Speaking at the launch of the GSA's new website, mydaughter.co.uk, Mrs Berry, who is also head of Dame Alice Harpur School in Bedford, said: "So many dramas are based in hospitals, many young girls see that as an exciting, dynamic, never dull, way of life, and as a way to make a difference."
She added: "Lots of girls who go on to become medics make clear choices about why they want to do it.
"Careers trends often seem to reflect the media.
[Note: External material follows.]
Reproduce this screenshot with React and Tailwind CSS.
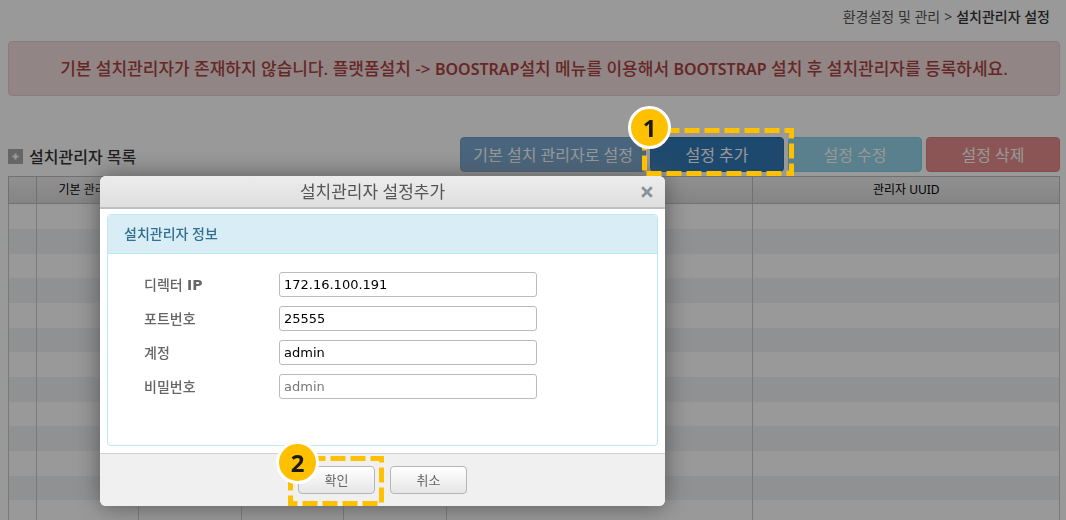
import React from "react";

const columns = ["", "기본 관리자", "", "", "", "", "관리자 UUID"];
const rows = Array.from({ length: 14 }, (_, i) => i);

const fields = [
  { id: "ip", label: "디렉터 IP", value: "172.16.100.191" },
  { id: "port", label: "포트번호", value: "25555" },
  { id: "account", label: "계정", value: "admin" },
  { id: "password", label: "비밀번호", placeholder: "admin" },
];

function StepBadge({ children, className }) {
  return (
    <span
      className={`absolute flex h-[43px] w-[43px] items-center justify-center rounded-full border-[3px] border-white bg-[#ffc000] text-2xl font-bold text-[#1a1a1a] ${className}`}
    >
      {children}
    </span>
  );
}

function DashedFrame({ width, height, className }) {
  return (
    <svg
      className={`pointer-events-none absolute max-w-none ${className}`}
      width={width}
      height={height}
      viewBox={`0 0 ${width} ${height}`}
      aria-hidden="true"
    >
      <rect
        x="2.5"
        y="2.5"
        width={width - 5}
        height={height - 5}
        fill="none"
        stroke="#ffc000"
        strokeWidth="5"
        strokeDasharray="15 5"
      />
    </svg>
  );
}

function ToolbarButton({ children, className, ...props }) {
  return (
    <button
      type="button"
      className={`h-[35px] min-w-[134px] rounded border px-3 text-base leading-5 text-white disabled:opacity-65 ${className}`}
      {...props}
    >
      {children}
    </button>
  );
}

function DialogButton({ children }) {
  return (
    <button
      type="button"
      className="h-7 w-[77px] rounded border border-[#b6b6b6] bg-linear-to-b from-white to-[#e6e6e6] text-[13px] leading-5 text-[#666]"
    >
      {children}
    </button>
  );
}

function ManagerDialog() {
  return (
    <section
      role="dialog"
      aria-labelledby="dialog-title"
      className="w-[565px] rounded-md bg-white shadow-[0_0_25px_#555]"
    >
      <header className="flex h-[33px] items-center rounded-t-md border-b-2 border-[#bfbfbf] bg-linear-to-b from-[#ececec] to-[#dfdfdf] px-2">
        <h2 id="dialog-title" className="flex-1 text-center text-[17px] leading-6 text-[#555]">
          설치관리자 설정추가
        </h2>
        <button type="button" aria-label="닫기" className="p-1">
          <svg width="12" height="12" viewBox="0 0 12 12" aria-hidden="true">
            <path d="M1.2 1.2 10.8 10.8M10.8 1.2 1.2 10.8" stroke="#87939a" strokeWidth="2.8" />
          </svg>
        </button>
      </header>

      <div className="px-[7px] pt-[5px] pb-[7px]">
        <div className="rounded border border-[#bce8f1] bg-white">
          <h3 className="flex h-[39px] items-center rounded-t border-b border-[#bce8f1] bg-[#d9edf7] px-4 text-sm font-medium text-[#31708f]">
            설치관리자 정보
          </h3>
          <form className="flex flex-col gap-[9px] pt-[18px] pr-[120px] pb-[46px] pl-9">
            {fields.map((field) => (
              <div key={field.id} className="flex items-center">
                <label
                  htmlFor={field.id}
                  className="w-[135px] font-['DejaVu_Sans','Noto_Sans_CJK_KR',sans-serif] text-sm font-medium text-[#666]"
                >
                  {field.label === "디렉터 IP" ? (
                    <>
                      디렉터 <b className="font-['DejaVu_Sans',sans-serif]">IP</b>
                    </>
                  ) : (
                    field.label
                  )}
                </label>
                <input
                  id={field.id}
                  type="text"
                  defaultValue={field.value}
                  placeholder={field.placeholder}
                  className="h-[25px] min-w-0 flex-1 rounded-[3px] border border-[#bbb] bg-white px-1 font-['DejaVu_Sans',sans-serif] text-[13px] text-black placeholder:text-[#777]"
                />
              </div>
            ))}
          </form>
        </div>
      </div>

      <footer className="flex h-[53px] items-center justify-center gap-[15px] rounded-b-md border-t border-[#d0d0d0] bg-[#f0f0f0]">
        <div className="relative h-7">
          <DialogButton>확인</DialogButton>
          <DashedFrame width={96} height={50} className="-top-[10px] -left-[10px]" />
          <StepBadge className="-top-[25px] -left-[22px]">2</StepBadge>
        </div>
        <DialogButton>취소</DialogButton>
      </footer>
    </section>
  );
}

export default function App() {
  return (
    <div className="h-screen overflow-hidden bg-white font-['Noto_Sans','Noto_Sans_CJK_KR',sans-serif]">
      <main className="pr-[6px] pl-2">
        <nav className="flex h-[41px] justify-end gap-1 pt-[7px] pr-[10px] text-sm leading-5 text-[#555]">
          <a href="#settings">환경설정 및 관리</a>
          <span>&gt;</span>
          <b className="font-medium text-[#333]">설치관리자 설정</b>
        </nav>

        <div
          role="alert"
          className="flex h-[55px] items-center justify-center rounded border border-[#ebccd1] bg-[#f2dede] text-[17px] font-medium whitespace-nowrap text-[#a94442]"
        >
          <p>
            기본 설치관리자가 존재하지 않습니다. 플랫폼설치 -&gt;{" "}
            <b className="text-base font-semibold">BOOSTRAP</b>설치 메뉴를 이용해서{" "}
            <b className="text-base font-semibold">BOOTSTRAP</b> 설치 후 설치관리자를 등록하세요.
          </p>
        </div>

        <div className="mt-[41px] flex h-[39px] items-start justify-between">
          <h1 className="flex h-[39px] items-center gap-[6px] text-base leading-6 font-medium text-[#333]">
            <svg width="15" height="15" viewBox="0 0 15 15" aria-hidden="true">
              <rect width="15" height="15" fill="#aaa" />
              <path d="M7.5 4.5v6M4.5 7.5h6" stroke="#fff" strokeWidth="2" />
            </svg>
            설치관리자 목록
          </h1>
          <div className="flex gap-1">
            <ToolbarButton disabled className="border-[#2e6da4] bg-[#337ab7]">
              기본 설치 관리자로 설정
            </ToolbarButton>
            <div className="relative">
              <ToolbarButton className="border-[#2e6da4] bg-[#337ab7]">설정 추가</ToolbarButton>
              <DashedFrame width={152} height={48} className="-top-[9px] -left-2 z-20" />
              <StepBadge className="-top-[31px] -left-[22px] z-20">1</StepBadge>
            </div>
            <ToolbarButton disabled className="border-[#46b8da] bg-[#5bc0de]">
              설정 수정
            </ToolbarButton>
            <ToolbarButton disabled className="border-[#d43f3a] bg-[#d9534f]">
              설정 삭제
            </ToolbarButton>
          </div>
        </div>

        <table className="w-full table-fixed border-collapse border border-[#bdbdbd] text-xs text-black">
          <colgroup>
            <col className="w-7" />
            <col className="w-[9.75%]" />
            <col className="w-[9.75%]" />
            <col className="w-[9.75%]" />
            <col className="w-[9.75%]" />
            <col />
            <col />
          </colgroup>
          <thead>
            <tr className="h-[27px] bg-linear-to-b from-[#f1f1f1] to-[#dcdcdc]">
              {columns.map((name, i) => (
                <th key={i} className="border border-[#bdbdbd] p-0 font-normal whitespace-nowrap">
                  {name}
                </th>
              ))}
            </tr>
          </thead>
          <tbody>
            {rows.map((row) => (
              <tr key={row} className="h-[25px] even:bg-[#f0f2f5] nth-[3n]:h-6">
                {columns.map((_, i) => (
                  <td key={i} className="border-x border-[#cbcbcb] p-0" />
                ))}
              </tr>
            ))}
          </tbody>
        </table>
      </main>

      <div className="fixed inset-0 z-10 bg-black/40 pt-[176px] pl-[100px]">
        <ManagerDialog />
      </div>
    </div>
  );
}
It shows the pressure, the responsibility and also the excitement and the adrenalin in these programmes."
The website will offer parents with daughters tips and advice from Britain's leading girls' school headmistresses on issues such as bullying, friendship, education and communication.
To mark its launch, the GSA commissioned a poll of 1,000 parents with daughters attending both private and state schools.
It found that parents believe celebrity magazines, Wags and It girls are having a negative impact on their daughters' lives.
In contrast, family, friends and teachers were seen as good influences.
Mrs Berry said: "It is not surprising that parents feel Wags and It girls are more likely to be a negative influence.
"It is the whole celebrity culture. Wags are famous because of their situation rather than their skills or talent."
The major worry parents had was the quality of their daughter's education, chosen by 28% of respondents, followed by drink and drugs (24%).
More than a third (39 per cent) find it difficult to talk to their teenage daughters about sex and relationships
But the survey also revealed that mothers find it easier to discuss these topics with their daughters than they did with their own mothers when they were young.
The poll found that more than a third of parents (38 per cent) never, or rarely, talk to their daughters about puberty.
A fifth of parents (20 per cent) never talk to their daughter about smoking.
At the other end of the scale, just under a third (32 per cent) said they discuss schoolwork, with this and their child's interests the topics parents thought were most important to talk about.
The survey reveals that while 31 per cent of parents spend between 11 and 30 minutes alone with their daughter on a typical weekday, 3 per cent do not have any alone time.
Mrs Berry said: "Our new website will offer advice on the educating and raising of girls up to school-leaving age. The results of the survey clearly show there is a need for the kind of specialised advice and guidance that mydaughter.co.uk will be giving."